CHARLIE PAUL:  The automated check-outs.  I find that scary. 

LUCY PAUL:  It’s so opposing and so different to social media.  It’s all about direct physical contact.  They’re also just incredible kind of boiling pots of stories from all over the world.  The thing about Camden was it started in the ‘70s, and like I said, it’s a very Bohemian place and so it started with people that were traveling all over the world and bringing their goods back to London.  It’s a real pot of stories and also obviously all the music.  Charlie is an ex-punk and it was The Cleats and Flag and The Clash. 

CHARLIE PAUL:  So yes, it was a bit of a dangerous project for my producer.  

LUCY PAUL:  It’s based on that. 

CHARLIE PAUL:  You can imagine.  She’s scared.  We run a production company, Itch Film, in London together.  I’ve done promos recently for bands. 

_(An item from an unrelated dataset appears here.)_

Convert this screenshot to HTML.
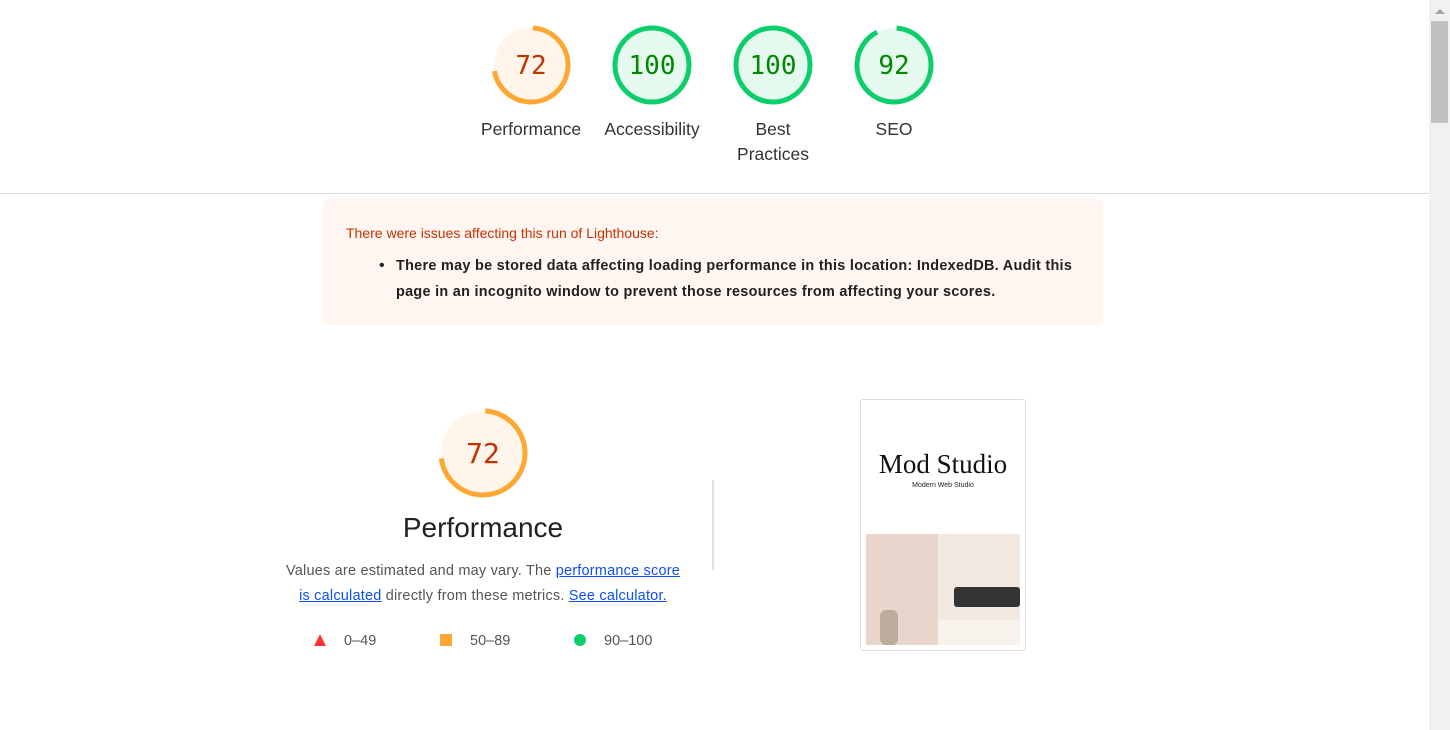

LUCY PAUL:  He just shot a promo for The Marmosets who are with Roadrunner Records and they’ve just released this promo.  It’s all shot on 35mm film. 

CHARLIE PAUL:  Madness.  Old techniques and all those things are still things I’m trying to reinvent and bring back into the market.  So yes, we’re always busy and having a wife as a producer means we happily toddle on down to the production roots as far as that’s concerned.  I do hope to get this film off the ground next and then be working at home from there.

How did Ralph react when he saw the finished the film?

CHARLIE PAUL:  Oh, he laughed out loud.  It was a drain when he first watched it.  Ralph again, for anyone to see themselves so intensely investigated, must be very like, “Whoa!”  But he loves it and he’s now seen it four or five times because he’s come to screenings, and he’s now fully understanding of the process.  He’s a companion now rather than a subject in that sense. 

LUCY PAUL:  He’ll come out noticing his cat that darts behind the window. 

CHARLIE PAUL:  Little moments that even I hadn’t noticed.  Ralph will turn to me and go, “Oh, look at that!”  So yes, it’s been wonderful, and it’s been so nice as a director to take back to somebody something that I always intended to.  I’m really pleased that that’s all working out and it’s settled into the film it is.  It’s great.